Second base in an NL-only roto league. Makes you shudder doesn’t it? There’s Chase Utley, Inimitable Lord of the Keystone, and Brandon Phillips, Rarely Imitable Viceroy of the Halfway Point. And then who? Martin Prado? Skip Schumaker? Luis Castillo?!
Despair not, for there is an emerging middle class option contributing across the board at second base.
Behold, Clint Barmes.
Written off after a miserable 2006 (.220/.264/.335) Barmes is now on pace for 19 HR, 13 SB, and 80+ R and RBI. Through July 7, his slash line is a very respectable .283/.325/.483.
Heading into the All-Star break, Barmes is one of the top five second basemen in the NL, and looks like he can keep it up.
His BABIP, the first place to look for a fluke, is a tad high at .335. On the other hand, he is hitting line drives 24.5 percent of the time—an abnormally high number that represents good hitting. In fact, given that line drive rate, we would expect Barmes to have a .365 BABIP, so it could be argued he’s been a little unlucky.
Hitting line drives isn’t a new skill for Barmes. His career rate is 21.5 percent, and has been above 22 in three of the four seasons in which he has over 250 AB.
In 2006 and 2007, during his 515 AB of sub-replacement level play, he wasn’t hitting line drives.
His 18.1 percent LD rate in 2006 (still decent in comparison to the rest of the league) was an aberrant low point, and it was compounded by bad luck—a .246 BABIP when you would have expected .301. His 16.7 percent in 2007 was a career low, but he only had 37 AB.
When Barmes hits line drives, he does well. Last year, his LD rate was 22.5 percent and he hit .290. In 2005, when he was a breakout rookie, his 23.2 percent LD rate led to a .289 average. This year, he is hitting line drives.
The power surge is a little more suspect, but is not totally out of line with his career norms.
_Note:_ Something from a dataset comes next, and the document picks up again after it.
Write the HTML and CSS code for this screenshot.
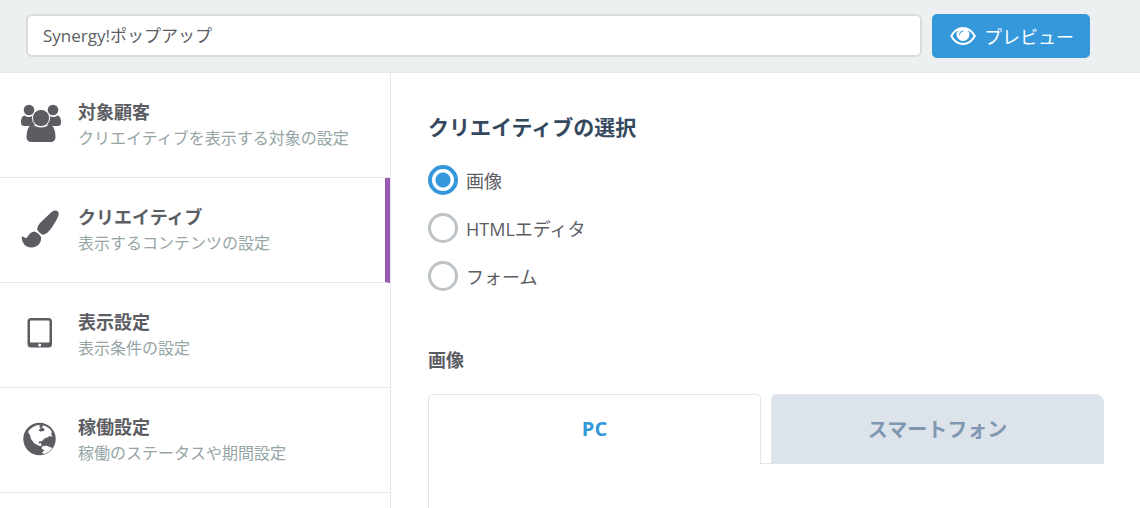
FILE: index.html
```html
<!DOCTYPE html>
<html lang="ja">
<head>
  <meta charset="UTF-8" />
  <meta name="viewport" content="width=device-width, initial-scale=1.0" />
  <title>Synergy!ポップアップ</title>
  <link rel="stylesheet" href="styles.css">
</head>
<body>
  <header class="topbar">
    <input type="text" class="name-input" aria-label="ポップアップ名" value="Synergy!ポップアップ" />
    <button type="button" class="preview-button">
      <svg class="eye" viewBox="0 0 26 18" aria-hidden="true">
        <path fill-rule="evenodd" d="M13 0Q21 0 26 9Q21 18 13 18Q5 18 0 9Q5 0 13 0zM13 2Q6 2.500 2.500 9Q6 15.500 13 16Q20 15.500 23.500 9Q20 2.500 13 2z"/>
        <circle cx="13" cy="7.500" r="6.500"/>
        <path class="glint" d="M9.500 7.500Q9.500 4 13 4"/>
      </svg>
      プレビュー
    </button>
  </header>

  <div class="container">
    <nav class="sidebar">
      <a href="#target" class="step">
        <svg class="step-icon" viewBox="0 0 40 40" aria-hidden="true">
          <circle cx="8" cy="6" r="5.300"/>
          <circle cx="32" cy="6" r="5.300"/>
          <path d="M3.500 11.500Q8 14.500 12 11.500L15 20.500Q11.500 20.700 9.500 22H3.500Q0 22 0 18.500Q0 12 3.500 11.500zM36.500 11.500Q32 14.500 28 11.500L25 20.500Q28.500 20.700 30.500 22H36.500Q40 22 40 18.500Q40 12 36.500 11.500z"/>
          <path d="M11.500 20.500Q20 26.500 28.500 20.500Q34.500 22 34.500 33Q34.500 38 29.500 38H10.500Q5.500 38 5.500 33Q5.500 22 11.500 20.500z"/>
          <circle class="head" cx="20" cy="14" r="8.600"/>
        </svg>
        <span class="step-text">
          <strong>対象顧客</strong>
          <small>クリエイティブを表示する対象の設定</small>
        </span>
      </a>
      <a href="#creative" class="step active" aria-current="step">
        <svg class="step-icon" viewBox="0 0 40 40" aria-hidden="true">
          <path d="M34 1.500Q38.500 1.500 37.500 6.500Q35 13 29 21Q26 25 22 26Q18.500 24.500 16 20.500Q16 17.500 19 14L30 3.500Q32 1.500 34 1.500z"/>
          <path d="M13.500 22.500Q18 24 20.300 28.500Q20 37.500 10.500 38.500Q1 38 .5 27.500Q2 27 4.500 29Q6 29.500 7 27Q9.500 22.800 13.500 22.500z"/>
        </svg>
        <span class="step-text">
          <strong>クリエイティブ</strong>
          <small>表示するコンテンツの設定</small>
        </span>
      </a>
      <a href="#display" class="step">
        <svg class="step-icon" viewBox="0 0 40 40" aria-hidden="true">
          <path fill-rule="evenodd" d="M10 4H27.500Q31 4 31 7.500V30Q31 33.500 27.500 33.500H10Q6.500 33.500 6.500 30V7.500Q6.500 4 10 4zM10 6.500Q9 6.500 9 7.500V27.500Q9 28.500 10 28.500H27.500Q28.500 28.500 28.500 27.500V7.500Q28.500 6.500 27.500 6.500zM18.700 29.500A1.500 1.500 0 1 0 18.700 32.500A1.500 1.500 0 1 0 18.700 29.500z"/>
        </svg>
        <span class="step-text">
          <strong>表示設定</strong>
          <small>表示条件の設定</small>
        </span>
      </a>
      <a href="#schedule" class="step">
        <svg class="step-icon" viewBox="0 0 40 40" aria-hidden="true">
          <circle cx="18.500" cy="20" r="16.200"/>
          <path class="land" d="M8 11.500Q11 7.500 16.500 6L19.500 6.500L18 8L20 9L17.500 11L19.500 12.500L23 12L23.500 10L21 8.500L22 6.500Q28 7.500 31 13L30 15L31.500 18L29 17L26 18.500L23.500 19.500L20.500 22.500L18.500 22L17.500 24.500L20 24L20.500 27L18.500 27L13.500 24.500L10 20L9 16L7 13z"/>
          <path class="land" d="M21 27.500L25 26.500L31.500 29Q28 34 22.500 35L21 33.500L23.500 31.500L20.500 29.500z"/>
        </svg>
        <span class="step-text">
          <strong>稼働設定</strong>
          <small>稼働のステータスや期間設定</small>
        </span>
      </a>
    </nav>

    <main>
      <fieldset class="creative-type">
        <legend>クリエイティブの選択</legend>
        <label><input type="radio" name="type" checked />画像</label>
        <label><input type="radio" name="type" />HTMLエディタ</label>
        <label><input type="radio" name="type" />フォーム</label>
      </fieldset>

      <h3>画像</h3>
      <div class="tabs" role="tablist">
        <button type="button" class="tab selected" role="tab" aria-selected="true">PC</button>
        <span class="tab-gap"></span>
        <button type="button" class="tab" role="tab" aria-selected="false">スマートフォン</button>
      </div>
      <div class="tab-panel" role="tabpanel" aria-label="PC"></div>
    </main>
  </div>
</body>
</html>
```

FILE: styles.css
```css
* {
  box-sizing: border-box;
}
body {
  font-family: 'Open Sans', 'Noto Sans CJK JP', sans-serif;
  font-size: 18px;
  color: #5b5d63;
  background: #fff;
  margin: 0;
  height: 100vh;
  overflow: hidden;
  display: flex;
  flex-direction: column;
}
input,
button {
  font: inherit;
}
.topbar {
  display: flex;
  gap: 10px;
  padding: 14px 50px 14px 26px;
  background: #ecf0f1;
  border-bottom: 1px solid #e6e8ea;
}
.name-input {
  flex: 1;
  min-width: 0;
  height: 43px;
  padding: 0 15px 2px;
  font-size: 17px;
  color: #5b5d63;
  background: #fff;
  border: 2px solid #d9dbdc;
  border-radius: 6px;
}
.preview-button {
  display: flex;
  align-items: center;
  justify-content: center;
  gap: 8px;
  width: 158px;
  height: 44px;
  padding: 0 0 0 2px;
  color: #fff;
  background: #3498db;
  border: none;
  border-radius: 5px;
  cursor: pointer;
}
.eye {
  width: 26px;
  height: 18px;
  fill: #fff;
}
.eye .glint {
  fill: none;
  stroke: #3498db;
  stroke-linecap: round;
}
.container {
  display: flex;
  flex: 1;
  min-height: 0;
}
.sidebar {
  flex: 0 0 391px;
  border-right: 1px solid #e6eaec;
}
.step {
  display: flex;
  align-items: center;
  gap: 17px;
  height: 105px;
  padding-left: 21px;
  color: inherit;
  text-decoration: none;
  border-bottom: 1px solid #e6e8ea;
}
.step.active {
  border-right: 5px solid #9b59b6;
}
.step-icon {
  width: 40px;
  height: 40px;
  margin-bottom: 2px;
  fill: #5b5d63;
}
.step-icon .head {
  stroke: #fff;
}
.step-icon .land {
  fill: #fff;
}
.step-text strong,
.step-text small {
  display: block;
  line-height: 26px;
}
.step-text small {
  font-size: 16px;
  color: #95a5a6;
}
main {
  flex: 1;
  display: flex;
  flex-direction: column;
  min-width: 0;
  padding: 38px 36px 0 37px;
}
.creative-type {
  margin: 0;
  padding: 0;
  border: none;
}
.creative-type legend {
  margin-bottom: 13px;
  padding: 0;
  font-size: 21px;
  font-weight: bold;
  line-height: 32px;
  color: #34495e;
}
.creative-type label {
  display: flex;
  align-items: center;
  gap: 8px;
  height: 48px;
}
.creative-type input {
  appearance: none;
  width: 30px;
  height: 30px;
  margin: 0;
  border: 3px solid #bdc3c7;
  border-radius: 50%;
}
.creative-type input:checked {
  border: 4px solid #3498db;
  background: radial-gradient(circle, #3498db 7px, #fff 8px);
}
h3 {
  margin: 47px 0 21px;
  font-size: 18px;
  line-height: 26px;
}
.tabs {
  display: flex;
}
.tab {
  flex: 1;
  height: 70px;
  padding: 0 0 2px;
  font-size: 20px;
  font-weight: bold;
  color: #7f97b0;
  background: #dce3eb;
  border: 1px solid #e0e6ed;
  border-radius: 5px 8px 0 0;
  cursor: pointer;
}
.tab.selected {
  color: #3498db;
  background: #fff;
  border-bottom: none;
  border-radius: 5px 5px 0 0;
}
.tab-gap {
  width: 10px;
  border-bottom: 1px solid #e0e6ed;
}
.tab-panel {
  flex: 1;
  border-left: 1px solid #e0e6ed;
}
```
Barmes is a fly ball hitter, which leads to more HR, but this year—when he is on pace to set a career high in HR—his 43.5 percent FB rate falls below his career 46.3 percent. The increase in home runs obviously means that when he does hit flies, they’re more likely to leave the park.
His HR/FB rate this year is 10.6 percent, well above his career 6.4 percent. His career rate is dragged down by an abysmal 3.6 percent HR/FB in 2006. In 2005 it was 7.7 percent and in 2007 it was 6.9 percent.
Conservatively assuming his true skill level for turning flies into homers is 6.9 percent, and that he returns to hitting FB at his career rate, we should expect about seven more homers from Barmes in his next 300 plate appearances.
Barmes is likely to end the year with 17 HR, instead of the 19 he is on pace for.
Finally, we have speed. Barmes has six, five, and 13 SB in his three previous (almost) full seasons. His seven in the first half of this season look slightly above average, but not out of line with the 13 from last season.
His speed score has increased across his career, indicating that either he’s getting faster, or, more likely, he’s getting better at running the bases. This year’s 5.8 speed score is right in line with his career 5.7, so there is skill underlying those steals.
Finally, R and RBI totals in the 80s hitting in the two hole for the Rockies is eminently reasonable. Counting stats like those are most strongly affected by context. As long as Helton and Hawpe keep hitting he’ll score his runs, and Dexter Fowler’s .348 OBP and 17 SB put Barmes in a good position to keep driving them in.
A lot of people judged Barmes for 2006, but since then, he’s been a solid contributor at the plate and on a fantasy roster. Don’t overlook him, because Clint Barmes has the skills to continue his above average play at 2B.